— start —

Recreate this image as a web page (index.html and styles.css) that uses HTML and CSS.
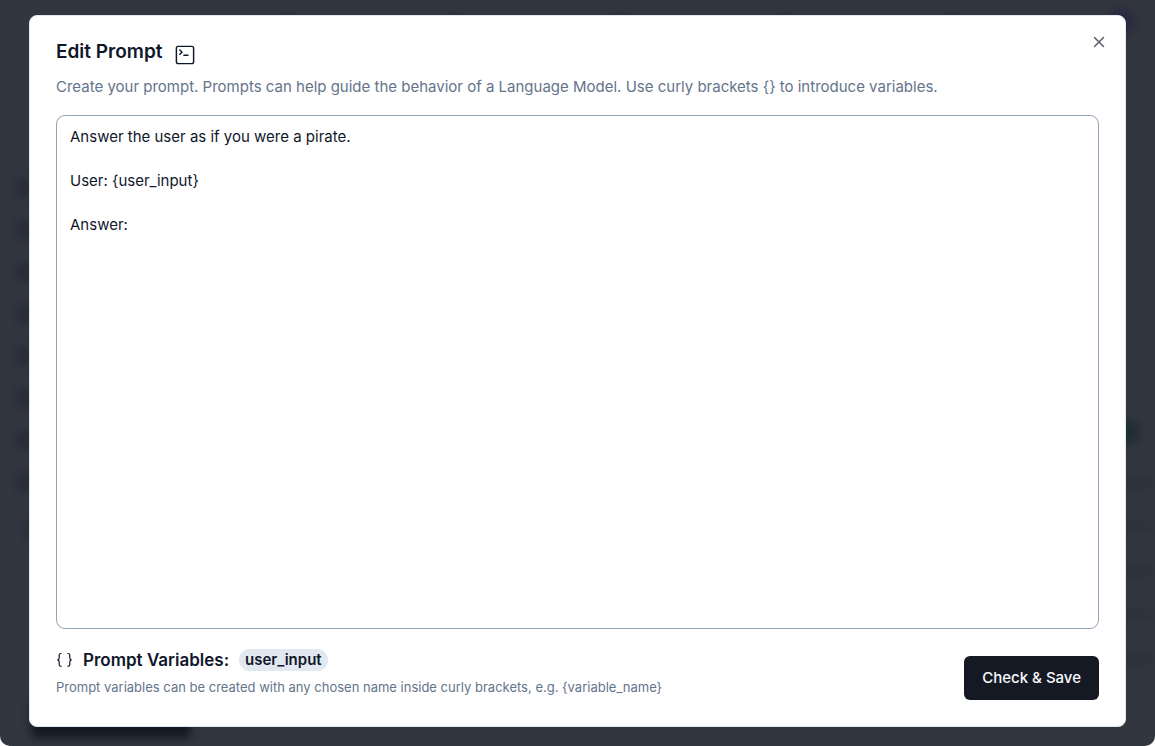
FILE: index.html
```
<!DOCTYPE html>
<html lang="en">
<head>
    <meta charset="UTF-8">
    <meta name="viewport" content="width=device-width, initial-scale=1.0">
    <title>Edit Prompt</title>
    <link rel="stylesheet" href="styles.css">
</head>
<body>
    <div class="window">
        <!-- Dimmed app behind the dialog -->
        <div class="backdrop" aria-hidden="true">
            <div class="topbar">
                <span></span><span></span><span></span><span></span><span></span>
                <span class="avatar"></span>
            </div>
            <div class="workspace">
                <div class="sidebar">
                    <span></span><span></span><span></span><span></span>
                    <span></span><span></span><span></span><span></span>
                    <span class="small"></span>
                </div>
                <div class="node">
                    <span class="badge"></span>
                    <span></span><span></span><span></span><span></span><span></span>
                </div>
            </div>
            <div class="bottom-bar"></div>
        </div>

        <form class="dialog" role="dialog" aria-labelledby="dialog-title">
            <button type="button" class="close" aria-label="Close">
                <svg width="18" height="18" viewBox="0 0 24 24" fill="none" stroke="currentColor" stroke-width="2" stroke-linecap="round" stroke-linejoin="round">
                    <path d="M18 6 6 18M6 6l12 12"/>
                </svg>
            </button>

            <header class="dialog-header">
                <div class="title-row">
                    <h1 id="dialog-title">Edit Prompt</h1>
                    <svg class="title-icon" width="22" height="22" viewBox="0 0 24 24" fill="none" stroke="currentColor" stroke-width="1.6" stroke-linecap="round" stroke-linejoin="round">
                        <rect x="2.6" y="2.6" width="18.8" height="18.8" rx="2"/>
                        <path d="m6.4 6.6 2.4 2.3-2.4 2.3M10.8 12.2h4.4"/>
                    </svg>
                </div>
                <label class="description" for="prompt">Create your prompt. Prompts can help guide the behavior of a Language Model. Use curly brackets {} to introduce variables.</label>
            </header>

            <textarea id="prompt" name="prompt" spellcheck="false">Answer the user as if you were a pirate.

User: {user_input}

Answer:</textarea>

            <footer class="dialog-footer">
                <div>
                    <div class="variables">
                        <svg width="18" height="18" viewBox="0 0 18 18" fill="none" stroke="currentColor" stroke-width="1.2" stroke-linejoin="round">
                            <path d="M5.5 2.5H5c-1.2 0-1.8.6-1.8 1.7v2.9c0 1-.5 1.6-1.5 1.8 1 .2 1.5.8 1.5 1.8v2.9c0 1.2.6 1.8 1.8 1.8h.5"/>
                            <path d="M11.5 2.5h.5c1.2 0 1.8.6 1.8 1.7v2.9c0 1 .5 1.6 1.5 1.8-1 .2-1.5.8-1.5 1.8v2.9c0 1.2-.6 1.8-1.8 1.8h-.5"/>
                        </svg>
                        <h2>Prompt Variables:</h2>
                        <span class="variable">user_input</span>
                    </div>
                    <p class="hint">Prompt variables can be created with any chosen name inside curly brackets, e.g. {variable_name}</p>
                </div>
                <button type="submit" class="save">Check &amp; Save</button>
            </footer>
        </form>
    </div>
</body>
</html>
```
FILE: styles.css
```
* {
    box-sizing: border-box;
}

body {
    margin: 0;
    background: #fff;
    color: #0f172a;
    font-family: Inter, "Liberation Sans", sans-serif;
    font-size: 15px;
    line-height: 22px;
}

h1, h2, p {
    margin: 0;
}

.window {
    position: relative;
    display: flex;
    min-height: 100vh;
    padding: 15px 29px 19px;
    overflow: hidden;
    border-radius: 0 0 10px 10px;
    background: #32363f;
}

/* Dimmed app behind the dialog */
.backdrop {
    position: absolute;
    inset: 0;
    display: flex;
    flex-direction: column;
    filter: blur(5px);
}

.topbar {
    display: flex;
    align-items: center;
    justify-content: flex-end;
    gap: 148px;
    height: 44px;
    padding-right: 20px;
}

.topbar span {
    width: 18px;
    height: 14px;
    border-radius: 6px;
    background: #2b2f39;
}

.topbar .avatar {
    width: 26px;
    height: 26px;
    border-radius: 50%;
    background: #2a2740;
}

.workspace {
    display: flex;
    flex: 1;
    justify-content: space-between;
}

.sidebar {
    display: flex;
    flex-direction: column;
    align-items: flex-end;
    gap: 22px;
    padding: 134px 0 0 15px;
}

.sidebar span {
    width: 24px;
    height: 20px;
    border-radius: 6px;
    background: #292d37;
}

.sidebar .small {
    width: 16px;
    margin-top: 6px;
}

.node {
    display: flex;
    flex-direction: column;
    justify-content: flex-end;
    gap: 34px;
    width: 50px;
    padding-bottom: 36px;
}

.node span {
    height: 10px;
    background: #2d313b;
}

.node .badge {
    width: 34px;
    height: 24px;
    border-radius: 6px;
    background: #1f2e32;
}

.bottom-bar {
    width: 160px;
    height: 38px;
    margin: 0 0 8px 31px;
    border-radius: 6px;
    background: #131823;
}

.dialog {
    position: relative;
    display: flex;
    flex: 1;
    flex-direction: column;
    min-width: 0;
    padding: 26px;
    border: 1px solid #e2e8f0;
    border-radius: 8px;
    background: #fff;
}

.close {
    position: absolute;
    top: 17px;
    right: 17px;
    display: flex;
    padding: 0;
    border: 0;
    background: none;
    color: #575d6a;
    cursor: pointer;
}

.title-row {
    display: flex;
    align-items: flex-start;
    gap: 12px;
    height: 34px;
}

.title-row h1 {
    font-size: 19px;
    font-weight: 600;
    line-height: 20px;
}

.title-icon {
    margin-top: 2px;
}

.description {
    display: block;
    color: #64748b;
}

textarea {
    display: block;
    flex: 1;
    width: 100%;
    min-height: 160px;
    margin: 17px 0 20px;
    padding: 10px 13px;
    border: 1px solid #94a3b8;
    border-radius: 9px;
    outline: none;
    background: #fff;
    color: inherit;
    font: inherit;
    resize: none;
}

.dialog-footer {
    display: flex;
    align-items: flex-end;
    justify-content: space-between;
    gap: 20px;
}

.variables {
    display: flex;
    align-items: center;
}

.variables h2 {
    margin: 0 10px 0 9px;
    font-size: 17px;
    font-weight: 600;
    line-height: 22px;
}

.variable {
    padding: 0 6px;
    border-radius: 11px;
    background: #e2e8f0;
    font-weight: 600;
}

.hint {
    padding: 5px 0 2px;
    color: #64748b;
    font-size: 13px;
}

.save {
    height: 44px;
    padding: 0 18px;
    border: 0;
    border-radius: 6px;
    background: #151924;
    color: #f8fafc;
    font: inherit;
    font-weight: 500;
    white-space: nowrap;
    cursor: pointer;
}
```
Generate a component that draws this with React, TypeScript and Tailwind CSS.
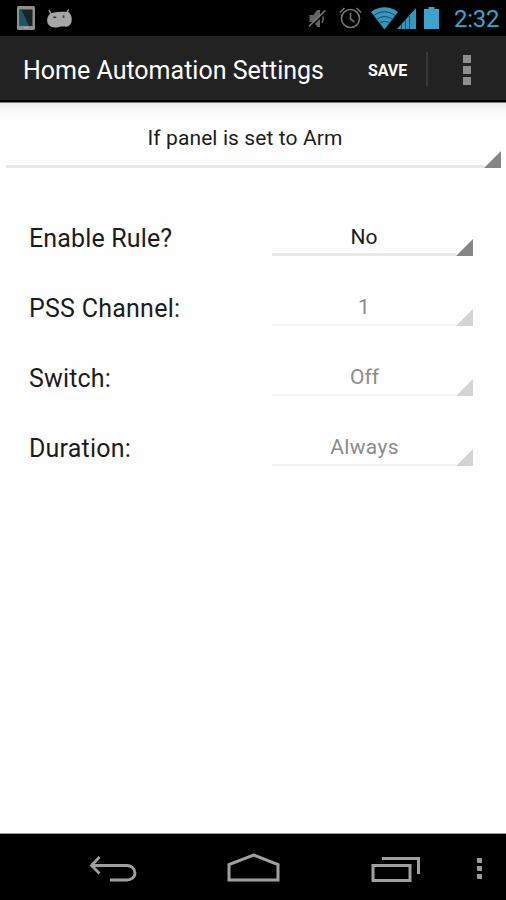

— end —

## Problem
Read the data above and count the lines that include "index". Answer only with the count.

## Full output
2